Perjodohan, Bisakah Tumbuh Cinta?

Proses pembentukan persekutuan hati dalam kualisi cinta bertema perjodohan kini tak populis seperti dulu kala. Manusia bumi abad ini lebih cenderung menggunakan sistem swadaya dalam upaya merancang konsep unifikasi dua hati. Keterlibatan keluarga beserta peran orang tua terkerdilkan oleh program bertajuk pacaran. Begitu banyak lahir sangsi. Mungkinkah tumbuh cinta di lahan perjodohan?


Cinta lebih dulu terintegrasi sebelum restu orang tua. Nilai-nilai kearifan lokal berparadigma adat budaya dan agama tak lagi memainkan peran menetapkan garis-garis besar haluan jodoh.

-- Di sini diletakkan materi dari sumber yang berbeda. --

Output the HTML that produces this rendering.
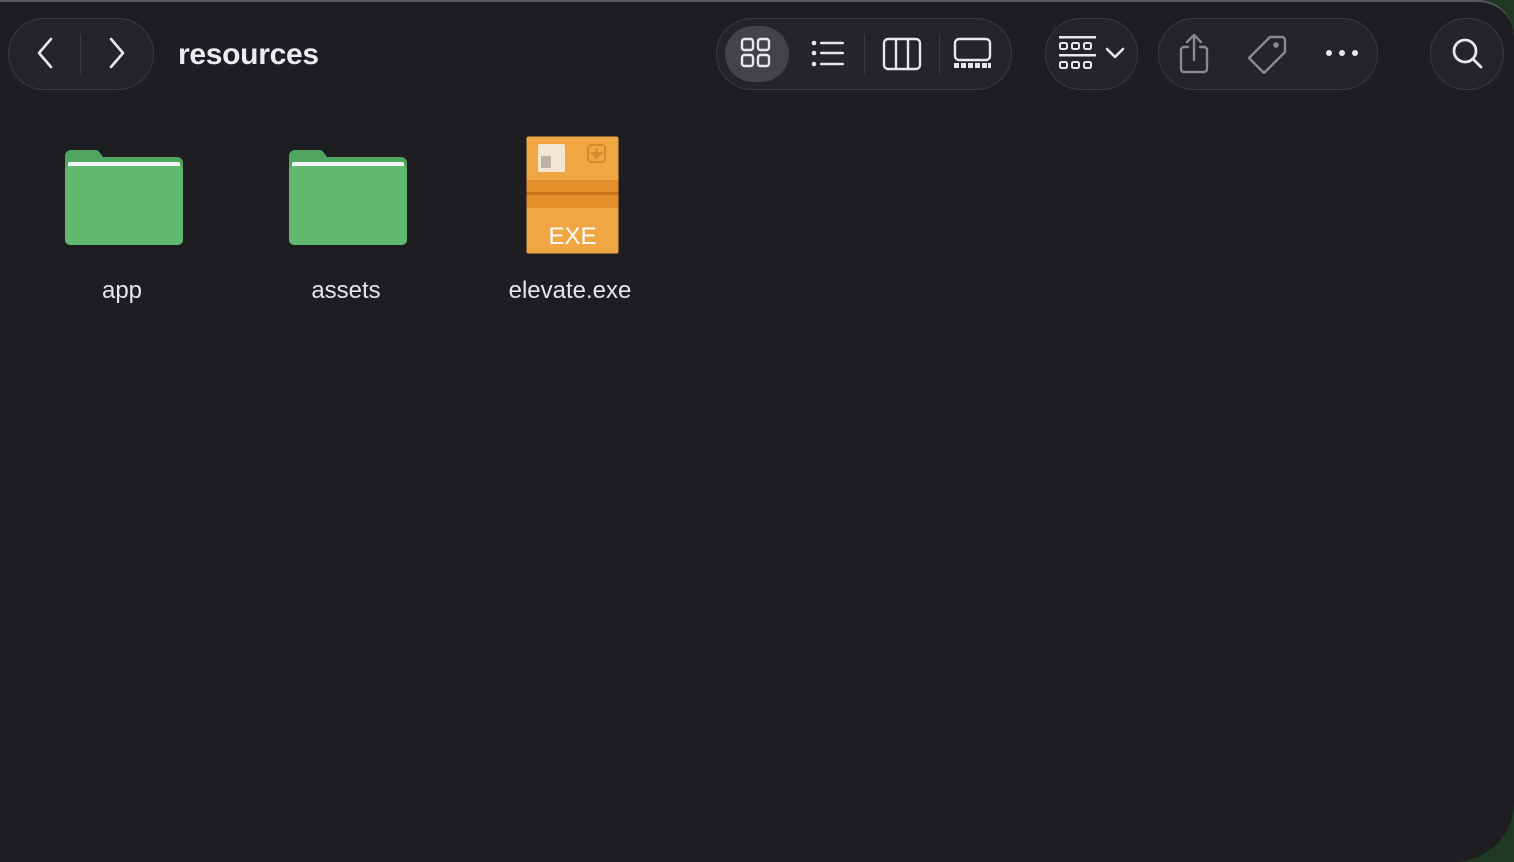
<!DOCTYPE html>
<html><head><meta charset="utf-8">
<style>
html,body{margin:0;padding:0;}
body{width:1514px;height:862px;overflow:hidden;background:#1f3a24;position:relative;font-family:"Liberation Sans",sans-serif;}
#win{position:absolute;left:0;top:0;width:1514px;height:862px;background:#1e1d21;border-top:2px solid #5a595d;border-top-right-radius:36px;border-bottom-right-radius:60px;box-sizing:border-box;overflow:hidden;}
.pill{position:absolute;border:1.5px solid #3a393d;background:#252428;border-radius:40px;box-sizing:border-box;}
svg{position:absolute;}
.t{position:absolute;color:#e6e5e8;font-size:24px;text-align:center;width:200px;}
</style></head><body>
<div id="win">
 <div class="pill" style="left:8px;top:16px;width:146px;height:72px;"></div>
 <div style="position:absolute;left:80px;top:32px;width:1px;height:40px;background:#3a393d"></div>
 <svg style="left:30px;top:34px" width="30" height="34" viewBox="0 0 30 34"><path d="M21 3 L9 17 L21 31" fill="none" stroke="#e8e8ea" stroke-width="2.6" stroke-linecap="round" stroke-linejoin="round"/></svg>
 <svg style="left:102px;top:34px" width="30" height="34" viewBox="0 0 30 34"><path d="M9 3 L21 17 L9 31" fill="none" stroke="#e8e8ea" stroke-width="2.6" stroke-linecap="round" stroke-linejoin="round"/></svg>
 <div style="position:absolute;left:178px;top:36px;color:#ececee;font-size:30px;font-weight:bold;letter-spacing:-0.3px">resources</div>

 <div class="pill" style="left:716px;top:16px;width:296px;height:72px;"></div>
 <div style="position:absolute;left:725px;top:24px;width:64px;height:56px;border-radius:30px;background:#444347"></div>
 <svg style="left:738px;top:34px" width="38" height="36" viewBox="0 0 38 36"><g fill="none" stroke="#e8e8ea" stroke-width="2.4"><rect x="4" y="3" width="11" height="11" rx="2.5"/><rect x="20" y="3" width="11" height="11" rx="2.5"/><rect x="4" y="19" width="11" height="11" rx="2.5"/><rect x="20" y="19" width="11" height="11" rx="2.5"/></g></svg>
 <svg style="left:806px;top:34px" width="44" height="36" viewBox="0 0 44 36"><g fill="#e8e8ea"><circle cx="8" cy="7" r="2.3"/><circle cx="8" cy="17" r="2.3"/><circle cx="8" cy="28" r="2.3"/><rect x="14" y="5.7" width="24" height="2.6" rx="1.3"/><rect x="14" y="15.7" width="24" height="2.6" rx="1.3"/><rect x="14" y="26.7" width="24" height="2.6" rx="1.3"/></g></svg>
 <div style="position:absolute;left:864px;top:32px;width:1px;height:40px;background:#3a393d"></div>
 <svg style="left:880px;top:34px" width="44" height="36" viewBox="0 0 44 36"><g fill="none" stroke="#e8e8ea" stroke-width="2.4"><rect x="4" y="3" width="36" height="30" rx="4"/><line x1="16" y1="3" x2="16" y2="33"/><line x1="28" y1="3" x2="28" y2="33"/></g></svg>
 <div style="position:absolute;left:939px;top:32px;width:1px;height:40px;background:#3a393d"></div>
 <svg style="left:950px;top:34px" width="46" height="36" viewBox="0 0 46 36"><rect x="5" y="3" width="35" height="21" rx="4" fill="none" stroke="#e8e8ea" stroke-width="2.4"/><g fill="#e8e8ea"><rect x="4" y="27" width="5" height="5"/><rect x="11" y="27" width="5" height="5"/><rect x="18" y="27" width="5" height="5"/><rect x="25" y="27" width="5" height="5"/><rect x="32" y="27" width="5" height="5"/><rect x="38" y="27" width="3" height="5"/></g></svg>

 <div class="pill" style="left:1045px;top:16px;width:93px;height:72px;"></div>
 <svg style="left:1056px;top:32px" width="44" height="40" viewBox="0 0 44 40"><g fill="#e8e8ea"><rect x="3" y="2" width="37" height="2.5"/><rect x="3" y="20" width="37" height="2.5"/></g><g fill="none" stroke="#e8e8ea" stroke-width="2"><rect x="4" y="9" width="7" height="6" rx="1.5"/><rect x="16" y="9" width="7" height="6" rx="1.5"/><rect x="28" y="9" width="7" height="6" rx="1.5"/><rect x="4" y="28" width="7" height="6" rx="1.5"/><rect x="16" y="28" width="7" height="6" rx="1.5"/><rect x="28" y="28" width="7" height="6" rx="1.5"/></g></svg>
 <svg style="left:1104px;top:42px" width="22" height="18" viewBox="0 0 22 18"><path d="M3 5 L11 13 L19 5" fill="none" stroke="#e8e8ea" stroke-width="2.6" stroke-linecap="round" stroke-linejoin="round"/></svg>

 <div class="pill" style="left:1158px;top:16px;width:220px;height:72px;"></div>
 <svg style="left:1176px;top:30px" width="36" height="44" viewBox="0 0 36 44"><g fill="none" stroke="#8a898d" stroke-width="2.4" stroke-linecap="round" stroke-linejoin="round"><path d="M12 15 H8 a3 3 0 0 0 -3 3 V37 a3 3 0 0 0 3 3 H28 a3 3 0 0 0 3 -3 V18 a3 3 0 0 0 -3 -3 H24"/><path d="M18 4 V28"/><path d="M11 10 L18 3 L25 10"/></g></svg>
 <svg style="left:1246px;top:30px" width="44" height="44" viewBox="0 0 44 44"><g fill="none" stroke="#8a898d" stroke-width="2.4" stroke-linejoin="round"><path d="M24 5 H36 a3 3 0 0 1 3 3 V20 L18 41 L3 26 Z"/><circle cx="30" cy="13" r="1.6" fill="#8a898d"/></g></svg>
 <svg style="left:1324px;top:44px" width="36" height="14" viewBox="0 0 36 14"><g fill="#e8e8ea"><circle cx="5" cy="7" r="3"/><circle cx="18" cy="7" r="3"/><circle cx="31" cy="7" r="3"/></g></svg>

 <div class="pill" style="left:1430px;top:16px;width:74px;height:72px;"></div>
 <svg style="left:1448px;top:33px" width="40" height="40" viewBox="0 0 40 40"><g fill="none" stroke="#e8e8ea" stroke-width="2.8" stroke-linecap="round"><circle cx="17" cy="16" r="11"/><line x1="25" y1="24" x2="33" y2="32"/></g></svg>

 <svg style="left:63px;top:146px" width="122" height="100" viewBox="0 0 122 100"><path d="M2 8 a6 6 0 0 1 6 -6 H32 a6 6 0 0 1 5 3 L40 9 H114 a6 6 0 0 1 6 6 V30 H2 Z" fill="#52a561"/><rect x="5" y="14" width="112" height="12" rx="2" fill="#f2f5f2"/><rect x="2" y="18" width="118" height="79" rx="5" fill="#60b96e"/></svg>
 <svg style="left:287px;top:146px" width="122" height="100" viewBox="0 0 122 100"><path d="M2 8 a6 6 0 0 1 6 -6 H32 a6 6 0 0 1 5 3 L40 9 H114 a6 6 0 0 1 6 6 V30 H2 Z" fill="#52a561"/><rect x="5" y="14" width="112" height="12" rx="2" fill="#f2f5f2"/><rect x="2" y="18" width="118" height="79" rx="5" fill="#60b96e"/></svg>
 <svg style="left:526px;top:134px" width="93" height="118" viewBox="0 0 93 118"><rect x="0.5" y="0.5" width="92" height="117" rx="2" fill="#f0a743"/><rect x="0.5" y="44" width="92" height="28" fill="#e38f2c"/><rect x="0.5" y="56" width="92" height="3" fill="#c9741c"/><rect x="12" y="8" width="27" height="28" rx="2" fill="#f3e6d3"/><rect x="15" y="20" width="10" height="12" fill="#bdb2a4"/><rect x="62" y="9" width="17" height="17" rx="3" fill="none" stroke="#d98a2c" stroke-width="2"/><path d="M70.5 12 V20 M66 17 L70.5 22 L75 17 Z" stroke="#d98a2c" stroke-width="2" fill="#d98a2c"/><text x="46.5" y="108" text-anchor="middle" font-family="Liberation Sans,sans-serif" font-size="24" fill="#ffffff">EXE</text></svg>

 <div class="t" style="left:22px;top:275px">app</div>
 <div class="t" style="left:246px;top:275px">assets</div>
 <div class="t" style="left:470px;top:275px">elevate.exe</div>
</div>
</body></html>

Ia kini hanya jadi simbol pengkultusan menjelang pesta hari raya cinta. Modernisasi di segala sendi kehidupan tak sedikit pengaruhnya memarjinalkan kesucian cara-cara lama.


Jodoh kini dideteksi dan ditargetkan secara mandiri. Para kawanan gadis dan perjaka muda bukan tak jarang menggelar aksi besar-besaran menebar pengaruh cinta di tiap penjuru ranah asmara. Bagi mereka jodoh mesti dicari untuk dibawa pulang. Bila tak, mereka akan dihinggapi malu serta merasa hina disebut tuna cinta.


Pertanyaan penuh sangsi kaum muda, apakah bisa tumbuh cinta di perjodohan?

Untuk menjawabnya mari  simak secara seksama lantunan dalil cinta pengusir ragu. 


Alasan Orang Tua Menjodohkan Anaknya


Setiap oran tua tentu memiliki rencana strategis untuk menciptakan stabilitas kesejahteraan lahir batin bagi putra-putrinya kelak. Berbagai rencana baik jangka pendek maupun jangka panjang, salah satunya teraktualisasi dalam program perjodohan.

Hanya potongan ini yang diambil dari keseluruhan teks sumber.